Theorem 4.2 (Best Linear Predictor) Under the following assumptions

\({\mathbb{E}\left[ Y^2 \right]}<\infty\)
\({\mathbb{E}\left[ ||\bf{X}||^2 \right]}<\infty\)
\({\mathbb{Q}}_{\bf{XX}}\stackrel{\text{def}}{=}{\mathbb{E}\left[ {\boldsymbol{X}}^T{\boldsymbol{X}} \right]}\) is positive-definite

the best linear predictor exists uniquely, and has the form \[ \mathscr{P}[Y|{\boldsymbol{X}}]={\boldsymbol{X}}{\boldsymbol{\beta}}, \] where \({\boldsymbol{\beta}}=\left({\mathbb{E}\left[ {\boldsymbol{X}}^T{\boldsymbol{X}} \right]}\right)^{-1}{\mathbb{E}}[{\boldsymbol{X}}^TY]\) is a column vector.

In the following theorem, we show that the BLP error is uncorrelated to the explanatory variables.

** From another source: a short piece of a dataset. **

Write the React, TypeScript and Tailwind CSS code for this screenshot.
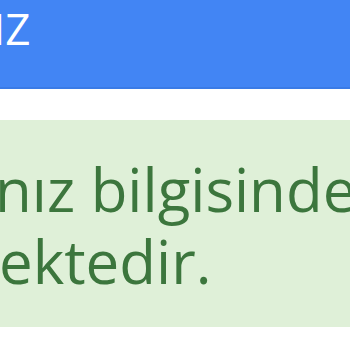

Theorem 4.3 (Best Linear Predictor Error) If the BLP exists, the linear projection error \(\varepsilon=Y-\mathscr{P}[Y|{\boldsymbol{X}}]\) follows the following properties:

\({\mathbb{E}}[{\boldsymbol{X}}^T\varepsilon]={\boldsymbol{0}}\)
moreover, \({\mathbb{E}}[\varepsilon]=0\) if \({\boldsymbol{X}}=\begin{bmatrix}1 & X_{[1]} & \ldots & X_{[k]} \end{bmatrix}\) contains a constant.